Since the stakes were even higher for my career in the second investigation, I finally caved and hired an attorney to just check over my work, read off questions during the hearing, and to try to negotiate with OSU (since students are not allowed to represent themselves off-the-record when they are already under investigation). Those legal expenses, combined with living expenses during the initial difficulty in finding another research job (when OSU has a functional monopoly), drained my meager life savings and put me into debt.

The damages to my career, reputation, competitiveness, and future earning capacity have also been considerable, but I’m hesitant to go into detail on these or to publicly estimate a dollar value on any of the above economic/non-economic past/future damages without consulting an attorney first. [But it’s interesting to note that many Title IX lawsuits with fewer provable legal violations than OSU and fewer provable damages than mine have been won and awarded in excess of a million dollars.]


While I am a long way away from recovering from all this, I am still harboring hope that I will recover, and that's why I am no more suicidal today than I was on 3/23/20. That being said, I have taken a calculated risk in going public with the understanding that he might kill me for doing so.

The stats around women murdered by abusive ex-partners just for continuing to exist after the relationship are already pretty bad, and the stats around women that have published exposés on their ex's conduct are… presumably worse. Quais repeatedly told me how he'd rather die than not become a doctor, and once described fantasizing about shooting himself on Molly Peirano's doorstep. He also knows where I live, never hesitated to show up angry and unannounced, and as you've seen, much lesser offenses than this website have incited his violence against me.

So I just want to go on record warning you that if I go missing or die with signs of foul play within the next year or so, the murderer is Quais Naimul Hassan, II. There's no question.

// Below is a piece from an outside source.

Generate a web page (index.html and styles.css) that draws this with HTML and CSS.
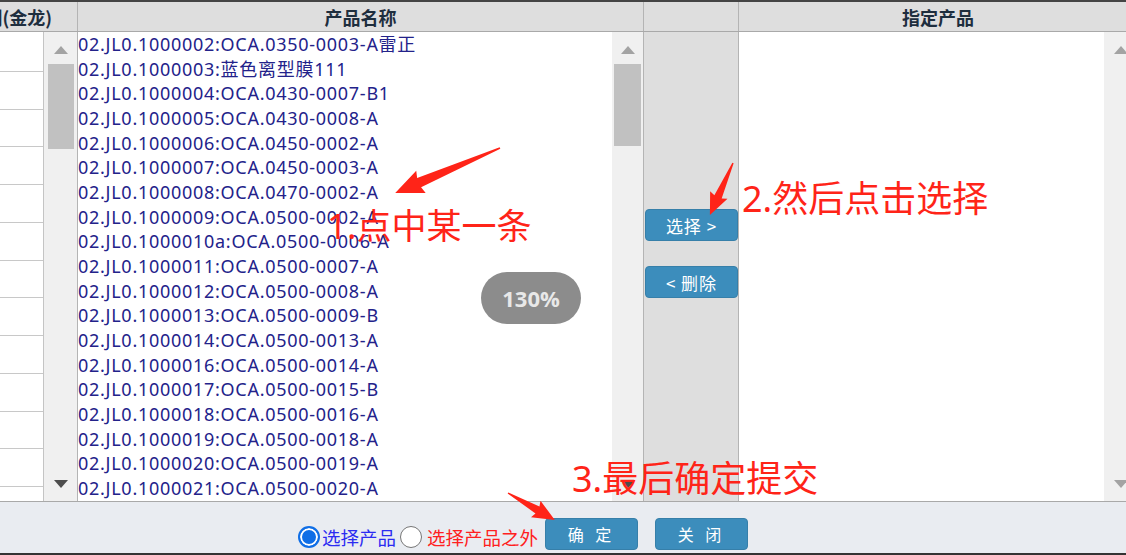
FILE: index.html
```html
<!DOCTYPE html>
<html lang="zh-CN">
<head>
    <meta charset="UTF-8">
    <title>指定产品</title>
    <link rel="stylesheet" href="styles.css">
</head>
<body>

<div class="window">
    <div class="topline"></div>

    <!-- 表头 -->
    <div class="grid head">
        <div class="cell col-type type-head"><span>产品类别(金龙)</span></div>
        <div class="cell col-list">产品名称</div>
        <div class="cell col-mid"></div>
        <div class="cell col-pick">指定产品</div>
    </div>

    <!-- 列表区 -->
    <div class="grid body">
        <div class="cell col-type type-body">
            <div class="type-rows">
                <div class="type-row"></div><div class="type-row"></div><div class="type-row"></div>
                <div class="type-row"></div><div class="type-row"></div><div class="type-row"></div>
                <div class="type-row"></div><div class="type-row"></div><div class="type-row"></div>
                <div class="type-row"></div><div class="type-row"></div><div class="type-row"></div>
                <div class="type-row"></div>
            </div>
            <div class="scrollbar wide">
                <span class="arrow up"></span>
                <span class="thumb tall"></span>
                <span class="arrow down"></span>
            </div>
        </div>

        <div class="cell col-list list-body">
            <ul class="items">
                <li>02.JL0.1000002:OCA.0350-0003-A雷正</li>
                <li>02.JL0.1000003:蓝色离型膜111</li>
                <li>02.JL0.1000004:OCA.0430-0007-B1</li>
                <li>02.JL0.1000005:OCA.0430-0008-A</li>
                <li>02.JL0.1000006:OCA.0450-0002-A</li>
                <li>02.JL0.1000007:OCA.0450-0003-A</li>
                <li>02.JL0.1000008:OCA.0470-0002-A</li>
                <li>02.JL0.1000009:OCA.0500-0002-A</li>
                <li>02.JL0.1000010a:OCA.0500-0006-A</li>
                <li>02.JL0.1000011:OCA.0500-0007-A</li>
                <li>02.JL0.1000012:OCA.0500-0008-A</li>
                <li>02.JL0.1000013:OCA.0500-0009-B</li>
                <li>02.JL0.1000014:OCA.0500-0013-A</li>
                <li>02.JL0.1000016:OCA.0500-0014-A</li>
                <li>02.JL0.1000017:OCA.0500-0015-B</li>
                <li>02.JL0.1000018:OCA.0500-0016-A</li>
                <li>02.JL0.1000019:OCA.0500-0018-A</li>
                <li>02.JL0.1000020:OCA.0500-0019-A</li>
                <li>02.JL0.1000021:OCA.0500-0020-A</li>
            </ul>
            <div class="scrollbar">
                <span class="arrow up"></span>
                <span class="thumb"></span>
                <span class="arrow down"></span>
            </div>
        </div>

        <div class="cell col-mid actions">
            <button class="btn btn-side">选择 &gt;</button>
            <button class="btn btn-side">&lt; 删除</button>
        </div>

        <div class="cell col-pick pick-body">
            <div class="picked"></div>
            <div class="scrollbar wide">
                <span class="arrow up light"></span>
                <span class="arrow down light"></span>
            </div>
        </div>
    </div>

    <!-- 底部按钮 -->
    <div class="footer">
        <label class="choice in">
            <span class="dot on"></span>选择产品
        </label>
        <label class="choice out">
            <span class="dot"></span>选择产品之外
        </label>
        <button class="btn btn-main">确 定</button>
        <button class="btn btn-main close">关 闭</button>
    </div>
    <div class="bottomline"></div>

    <!-- 标注 -->
    <svg class="marks" width="1126" height="555" viewBox="0 0 1126 555">
        <g fill="#ff2418">
            <path transform="translate(500,148) rotate(156.8)" d="M0,-0.8 L88,-5 L86,-12 L114,0 L86,12 L88,5 L0,0.8 Z"/>
            <path transform="translate(733,163) rotate(113.9)" d="M0,-0.7 L37,-4 L35,-9.5 L57,0 L35,9.5 L37,4 L0,0.7 Z"/>
            <path transform="translate(508,493) rotate(29.9)" d="M0,-0.7 L34,-4 L32,-9.5 L54,0 L32,9.5 L34,4 L0,0.7 Z"/>
        </g>
    </svg>
    <div class="note note-1">1.点中某一条</div>
    <div class="note note-2">2.然后点击选择</div>
    <div class="note note-3">3.最后确定提交</div>
    <div class="zoom">130%</div>
</div>

</body>
</html>
```

FILE: styles.css
```css
body {
    margin: 0;
    padding: 0;
    background-color: #fff;
    font-family: "Noto Sans", "Noto Sans CJK SC", sans-serif;
    overflow: hidden;
}
.window {
    position: relative;
    width: 1126px;
    height: 555px;
    overflow: hidden;
    display: flex;
    flex-direction: column;
}
.topline {
    height: 2px;
    background-color: #444;
}
.grid {
    display: grid;
    grid-template-columns: 78px 566px 95px 399px;
    width: 1138px;
}
.cell {
    border-right: 1px solid #b4b4b4;
    box-sizing: border-box;
}
.head {
    height: 30px;
    background-color: #dedede;
    border-bottom: 1px solid #a9a9a9;
    box-sizing: border-box;
}
.head .cell {
    display: flex;
    align-items: center;
    justify-content: center;
    font-family: "Noto Sans CJK SC", sans-serif;
    font-weight: bold;
    font-size: 18px;
    color: #1e2e3e;
}
.head .type-head {
    justify-content: flex-end;
    padding-right: 25px;
    overflow: hidden;
    white-space: nowrap;
}
.body {
    height: 470px;
    border-bottom: 1px solid #a9a9a9;
    box-sizing: border-box;
}
.body .cell {
    display: flex;
    overflow: hidden;
}

/* 左侧类别列 */
.type-rows {
    width: 44px;
    background-color: #fff;
    border-right: 1px solid #c4c4c4;
    box-sizing: border-box;
    padding-top: 2px;
}
.type-row {
    height: 37.75px;
    border-bottom: 1px solid #c8c8c8;
    box-sizing: border-box;
}

/* 滚动条 */
.scrollbar {
    width: 31px;
    background-color: #f0f0f0;
    display: flex;
    flex-direction: column;
    align-items: center;
    padding: 14px 0 13px;
    box-sizing: border-box;
    flex-shrink: 0;
}
.scrollbar.wide {
    width: 33px;
}
.arrow {
    width: 0;
    height: 0;
    border-left: 7.5px solid transparent;
    border-right: 7.5px solid transparent;
}
.arrow.up {
    border-bottom: 8px solid #a3a3a3;
}
.arrow.down {
    margin-top: auto;
    border-top: 8px solid #4d4d4d;
}
.arrow.down.light {
    border-top-color: #a3a3a3;
}
.thumb {
    width: 27px;
    height: 82px;
    margin-top: 10px;
    background-color: #c1c1c1;
}
.thumb.tall {
    width: 26px;
    height: 85px;
}

/* 产品列表 */
.list-body {
    background-color: #fff;
}
.items {
    list-style: none;
    margin: 0;
    padding: 0;
    flex: 1;
    font-size: 18px;
    letter-spacing: 0.72px;
    line-height: 24.67px;
    color: #23228a;
    white-space: nowrap;
}

/* 中间按钮列 */
.actions {
    background-color: #dedede;
    flex-direction: column;
    padding: 177px 0 0 1px;
    gap: 25px;
}
.btn {
    border: 1px solid #367fa9;
    border-radius: 4px;
    background-color: #3c8dbc;
    color: #fff;
    font-family: "Noto Sans CJK SC", sans-serif;
    cursor: pointer;
    padding: 0;
}
.btn-side {
    width: 93px;
    height: 32px;
    font-size: 17px;
    letter-spacing: 1px;
}

/* 右侧已选列 */
.pick-body {
    background-color: #fff;
}
.picked {
    flex: 1;
}

/* 底部 */
.footer {
    height: 51px;
    background-color: #e9ecf1;
    display: flex;
    align-items: center;
    padding: 16px 0 3px 298px;
    box-sizing: border-box;
}
.choice {
    display: flex;
    align-items: center;
    font-family: "Noto Sans CJK SC", sans-serif;
    font-size: 18.5px;
    margin-top: 6px;
}
.choice.in {
    color: #2b2bf2;
}
.choice.out {
    color: #ff2020;
    margin-left: 4px;
}
.dot {
    width: 22px;
    height: 22px;
    border-radius: 50%;
    border: 1.5px solid #767676;
    background-color: #fff;
    box-sizing: border-box;
    margin-right: 5px;
}
.dot.on {
    border: 2px solid #0f6ee6;
    background-color: #0f6ee6;
    box-shadow: inset 0 0 0 2px #fff;
    margin-right: 2px;
}
.btn-main {
    width: 93px;
    height: 32px;
    font-size: 16px;
    letter-spacing: 4px;
    margin-left: 7px;
}
.btn-main.close {
    margin-left: 17px;
}
.bottomline {
    flex: 1;
    background-color: #333;
}

/* 标注层 */
.marks {
    position: absolute;
    top: 0;
    left: 0;
    pointer-events: none;
}
.note {
    position: absolute;
    font-family: "Noto Sans", "Noto Sans CJK SC", sans-serif;
    font-size: 36px;
    line-height: 1;
    color: #ff2418;
    white-space: nowrap;
}
.note-1 {
    left: 327px;
    top: 208px;
    font-size: 35px;
}
.note-2 {
    left: 742px;
    top: 181px;
}
.note-3 {
    left: 572px;
    top: 461px;
}
.zoom {
    position: absolute;
    left: 481px;
    top: 272px;
    width: 100px;
    height: 52px;
    border-radius: 26px;
    background-color: #8c8c8c;
    color: #e8e8e8;
    font-family: "Open Sans", sans-serif;
    font-weight: bold;
    font-size: 22px;
    display: flex;
    align-items: center;
    justify-content: center;
}
```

At every turn, OSU had the opportunity to pursue restorative justice– to listen to the needs of the victim who came to them and to consider options for rehabilitating the abuser. Instead, they chose to cling to a secret, internal, victim-blaming policy (that contradicted their public policies), because that would make their jobs easier. They chose to discard a victim’s evidence and destroy her life because she reported her assault. They chose to reward her assailant’s flimsy DARVO defense and to sweep the evidence of his crimes outside of 3/23 under the rug, because unlike her, he is in the prestigious MSTP program. They refused any private efforts to remedy these mistakes, and in doing so, they forced her to pursue her own justice.

So what you need to understand is that if Quais pulls the trigger-- against me or himself or both-- The Ohio State University put the gun in his hand.